Il 16 gennaio 2023, dopo l’arresto di Matteo Messina Denaro, lo Stato e gran parte dell’opinione pubblica hanno festeggiato, dimenticando come i segreti dell’agenda rossa di Borsellino siano sepolti sotto tonnellate di omertà. Riusciremo mai a ricostruire la piena verità sulle stragi del 1992 o è troppo tardi?
«Giuseppe Graviano e gli uomini di Cosa Nostra più di trent’anni fa hanno mostrato di agire con una finalità non solo di terrorismo politico, ma anche di eversione dell’ordine democratico per destabilizzare e compromettere la funzione propria dello Stato nella sua essenza unitaria, scatenando disordine e panico in tutta la nazione. E a oggi non è stata accertata tutta la verità su quegli anni. Uno dei principali responsabili dello stragismo, Matteo Messina Denaro, dopo trent’anni di latitanza è stato arrestato ed è morto pochi mesi dopo portando con sé tutti i segreti dei corleonesi. Adesso è troppo tardi per avere una risposta giudiziaria: il tempo logora i ricordi e sempre più spesso le prove su cui si basano i processi».
Il Procuratore di Palermo, Maurizio De Lucia, fa tenere alta l’attenzione sui meccanismi mafiosi, poiché la Commissione della consorteria siciliana ha già passato il testimone del potere a nuovi protagonisti. Secondo lei, oggi le mafie sono più dure da estirpare? Data la natura invisibile, non stragista, legata in maniera più forte alla massoneria deviata.
«Occorre capire cosa è oggi la mafia: documentare com’è cambiata e come può essere svelata la sua invisibilità. Oggi viviamo un cambiato mafioso che già in passato, alcuni decenni fa, abbiamo visto in Cosa nostra, solo che lo abbiamo raccontato e processato molto tempo dopo, quando tutto era avvenuto. Troppo tardi».
Il ruolo della società civile risulta determinante nel giogo mafioso. La storia di Salvatore Baiardo docet, ospite da Giletti in Tv. Bisogna lavorare maggiormente sulle responsabilità e i rapporti del popolo italiano con la criminalità organizzata?
«La strategia mafiosa dell’infiltrazione nella società civile, inquinandola, nel provare a pilotare l’informazione, a manipolarla, è sempre stata una caratteristica di Cosa Nostra.
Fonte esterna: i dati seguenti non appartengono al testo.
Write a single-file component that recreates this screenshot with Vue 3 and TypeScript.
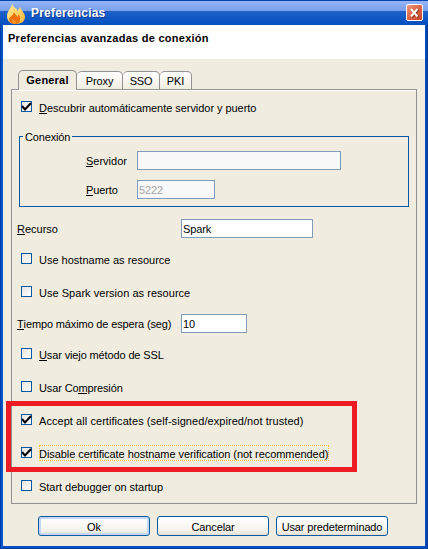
<script setup lang="ts">
interface Option {
  before: string
  key: string
  after: string
  checked: boolean
  name: string
}

const serverOptions: Option[] = [
  { before: '', key: '', after: 'Use hostname as resource', checked: false, name: 'hostname' },
  { before: '', key: '', after: 'Use Spark version as resource', checked: false, name: 'version' },
]

const securityOptions: Option[] = [
  { before: '', key: 'U', after: 'sar viejo método de SSL', checked: false, name: 'ssl' },
  { before: 'Usar Co', key: 'm', after: 'presión', checked: false, name: 'compression' },
  { before: '', key: '', after: 'Accept all certificates (self-signed/expired/not trusted)', checked: true, name: 'accept' },
  { before: '', key: '', after: 'Disable certificate hostname verification (not recommended)', checked: true, name: 'focused' },
  { before: '', key: '', after: 'Start debugger on startup', checked: false, name: 'debugger' },
]
</script>

<template>
  <div class="window">
    <header class="titlebar">
      <svg class="flame" width="20" height="22" viewBox="0 0 20 22">
        <defs>
          <linearGradient id="outer" x1="0" y1="0" x2="1" y2="1">
            <stop offset="0" stop-color="#ffe9a0" />
            <stop offset=".5" stop-color="#ffd568" />
            <stop offset="1" stop-color="#f6b23c" />
          </linearGradient>
        </defs>
        <path d="M6.500 0C6 4 11 5 12 8C12.500 6.500 13 5 14.500 3.500C14 7 19 9 19 14C19 18.500 15 21 10 21C4 21 1 18 1 13C1 8 5 6 6.500 0Z" fill="url(#outer)" />
        <path d="M7.500 9.500C9.500 10.500 10 12 11.500 14L12.500 11.500C14.500 13.500 14.500 16 13.500 18.500C13 20 11.500 21 10 21C6 21 3 19.500 3 16.500C3 13.500 7.500 13 7.500 9.500Z" fill="#ee710d" />
        <path d="M6.500 16C8 18 9.500 17.500 10.500 19L9 21C6 20.500 4.500 18.500 6.500 16Z" fill="#f69420" />
      </svg>
      <span class="title">Preferencias</span>
      <button class="close" aria-label="Cerrar">
        <svg width="15" height="15" viewBox="0 0 15 15">
          <path d="M5 5L11.500 12M11.500 5L5 12" stroke="#8e2d16" stroke-width="2" />
          <path d="M4 4L10.500 11.500M10.500 4L4 11.500" stroke="#fff" stroke-width="2" />
        </svg>
      </button>
    </header>

    <div class="heading"><span>Preferencias avanzadas de conexión</span></div>

    <main class="client">
      <nav class="tabs">
        <div class="tab active"><span>General</span></div>
        <div class="tab proxy"><span>Proxy</span></div>
        <div class="tab sso"><span>SSO</span></div>
        <div class="tab pki"><span>PKI</span></div>
      </nav>

      <section class="panel">
        <label class="option">
          <span class="box"><svg width="11" height="11" viewBox="0 0 11 11"><path d="M1 5L4 8.500L10 2" /></svg></span>
          <span class="label discover"><u>D</u>escubrir automáticamente servidor y puerto</span>
        </label>

        <div class="group">
          <span class="legend">Conexión</span>
          <div class="field"><span class="server"><u>S</u>ervidor</span><div class="input disabled wide"></div></div>
          <div class="field"><span class="port"><u>P</u>uerto</span><div class="input disabled small">5222</div></div>
        </div>

        <div class="setting"><span class="resource"><u>R</u>ecurso</span><div class="input medium">Spark</div></div>

        <div class="options first">
          <label v-for="o in serverOptions" :key="o.name" class="option">
            <span class="box"></span>
            <span class="label" :class="o.name">{{ o.after }}</span>
          </label>
        </div>

        <div class="setting"><span class="timeout"><u>T</u>iempo máximo de espera (seg)</span><div class="input short">10</div></div>

        <div class="options second">
          <label v-for="o in securityOptions" :key="o.name" class="option">
            <span class="box"><svg v-if="o.checked" width="11" height="11" viewBox="0 0 11 11"><path d="M1 5L4 8.500L10 2" /></svg></span>
            <span class="label" :class="o.name">{{ o.before }}<u v-if="o.key">{{ o.key }}</u>{{ o.after }}</span>
          </label>
        </div>
      </section>

      <footer class="buttons">
        <button class="action default"><span>Ok</span></button>
        <button class="action cancel"><span>Cancelar</span></button>
        <button class="action reset"><span>Usar predeterminado</span></button>
      </footer>
    </main>
    <div class="highlight"></div>
  </div>
</template>

<style>
body {
  margin: 0;
  overflow: hidden;
}
</style>

<style scoped>
* {
  box-sizing: border-box;
}
.window {
  position: relative;
  display: flex;
  flex-direction: column;
  width: 428px;
  height: 549px;
  background: linear-gradient(90deg, #003da8 0 1px, #0054c9 1px 3px, #0050c4 3px 426px, #003c9c 427px);
  font: 11px/16px "Liberation Sans", Arial, sans-serif;
  color: #000;
  letter-spacing: 0;
  white-space: nowrap;
  box-shadow: inset 0 -1px #00419f;
}
button {
  padding: 0;
  font: inherit;
  color: inherit;
  letter-spacing: inherit;
}
u {
  text-decoration: none;
  box-shadow: inset 0 -1px #000;
  display: inline-block;
  height: 14px;
  line-height: 16px;
  vertical-align: top;
}
.titlebar {
  display: flex;
  height: 25px;
  padding: 3px 5px 0 6px;
  background: linear-gradient(#0045a9 0 1px, #93b5f8 1px, #799feb 11px, #1f63c9 11px, #0d55c4 20px, #0050bd 25px);
}
.flame {
  flex: none;
}
.title {
  flex: 1;
  margin-left: 5px;
  font-size: 12px;
  line-height: 20px;
  font-weight: bold;
  letter-spacing: 0.2px;
  color: #fff;
  text-shadow: 1px 1px #123c91;
}
.close {
  width: 17px;
  height: 17px;
  margin-top: 1px;
  border: 1px solid #fff;
  border-radius: 2px;
  background: linear-gradient(135deg, #ed9983, #dc674b 45%, #c84723);
}
.close svg {
  display: block;
}
.heading {
  height: 34px;
  margin: 0 3px;
  padding: 5px 5px;
  background: #fff;
  font-weight: bold;
  letter-spacing: 0.26px;
}
.client {
  display: flex;
  flex-direction: column;
  height: 487px;
  margin: 0 3px;
  padding: 11px 8px 0;
  background: #f0ede0;
}
.tabs {
  display: flex;
  align-items: flex-end;
  height: 20px;
  margin-bottom: -1px;
  padding-left: 7px;
  position: relative;
}
.tab {
  height: 19px;
  border: 1px solid #919191;
  border-left: 0;
  border-radius: 5px 5px 0 0;
  background: linear-gradient(#fff, #f0ede0);
  line-height: 19px;
  text-align: center;
}
.tab.active {
  width: 59px;
  height: 20px;
  border-left: 1px solid #919191;
  border-bottom: 0;
  background: #f0ede0;
  font-weight: bold;
  letter-spacing: 0.2px;
  line-height: 18px;
}
.proxy { width: 46px; letter-spacing: -0.1px; }
.sso { width: 37px; letter-spacing: -0.3px; }
.pki { width: 32px; letter-spacing: -0.1px; }
.panel {
  height: 415px;
  width: 406px;
  border: 1px solid #919191;
  padding: 10px 7px 0;
  box-shadow: inset 0 1px #fff;
}
.option {
  display: flex;
  align-items: flex-start;
  height: 15px;
  padding-left: 2px;
}
.box {
  flex: none;
  width: 11px;
  height: 11px;
  margin: 1px 7px 0 0;
  border: 1px solid #0059a5;
  background: linear-gradient(135deg, #e6e5df, #fff);
}
.box svg {
  display: block;
  margin: -1px;
}
.box path {
  fill: none;
  stroke: #000;
  stroke-width: 2;
}
.label {
  height: 16px;
}
.discover { letter-spacing: -0.05px; }
.version { letter-spacing: 0.03px; }
.ssl,
.compression { letter-spacing: -0.13px; }
.accept { letter-spacing: 0.06px; }
.debugger { letter-spacing: -0.03px; }
.group {
  position: relative;
  display: flex;
  flex-direction: column;
  gap: 10px;
  width: 390px;
  height: 71px;
  margin-top: 21px;
  padding: 14px 0 0 66px;
  border: 1px solid #0059a5;
}
.legend {
  position: absolute;
  left: 3px;
  top: -8px;
  padding: 0 2px;
  line-height: 16px;
  letter-spacing: -0.15px;
  background: #f0ede0;
}
.field,
.setting {
  display: flex;
  align-items: flex-start;
}
.field > span {
  width: 51px;
  padding-top: 2px;
}
.port { letter-spacing: -0.1px; }
.setting {
  margin: 12px 0 0 -2px;
}
.setting > span {
  width: 164px;
  padding-top: 2px;
}
.timeout { letter-spacing: -0.14px; }
.input {
  height: 19px;
  border: 1px solid #7f9db9;
  background: #fff;
  padding-left: 1px;
  line-height: 18px;
  letter-spacing: -0.1px;
}
.input.disabled {
  background: #f8f8f8;
  color: #a7a7a7;
}
.wide { width: 204px; }
.small { width: 78px; }
.medium { width: 132px; }
.short { width: 66px; }
.options {
  display: flex;
  flex-direction: column;
  gap: 18px;
}
.first {
  margin: 14px 0 14px;
}
.first + .setting {
  margin-top: 0;
}
.second {
  margin-top: 14px;
}
.focused {
  width: 290px;
  margin-top: -1px;
  padding-top: 1px;
  letter-spacing: -0.06px;
  outline: 1px dotted #ffc800;
  outline-offset: -1px;
}
.buttons {
  display: flex;
  gap: 7px;
  margin: 12px 0 0 27px;
}
.action {
  width: 112px;
  height: 20px;
  border: 1px solid #0059a5;
  border-radius: 3px;
  background: linear-gradient(#fff, #f5f4ee 70%, #e6e1d4);
  line-height: 20px;
}
.cancel,
.reset { letter-spacing: -0.14px; }
.default {
  box-shadow: inset 0 0 0 2px #c4d7f7;
}
.highlight {
  position: absolute;
  left: 6px;
  top: 401px;
  width: 351px;
  height: 71px;
  border: 5px solid #ed1c24;
}
</style>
Cambiano i tempi, i personaggi, ma il senso della prevaricazione non cambia. Il modo di deviare le cose non cambia. Ed è a questo modo di agire della mafia che dobbiamo stare in guardia».
Come possiamo difendere il 41bis, strumento necessario per il contrasto alle mafie?
«Occorre far comprendere che il 41bis è uno strumento indispensabile per combattere il potere dei padrini in carcere, evitando che possano continuare a comandare dalle celle. Il 41 bis è il carcere impermeabile. Non è il carcere duro. Penso che oggi il carcere duro lo fanno tutti i detenuti comuni che sono costretti a stare in pochi metri quadrati di celle con decine di altri detenuti, in condizioni igieniche al limite della civiltà. I boss invece vanno tenuti impermeabilizzati, evitando ogni loro contatto con l’esterno, e viceversa, Solo così si potrà neutralizzare un’organizzazione mafiosa verticistica e gerarchizzata».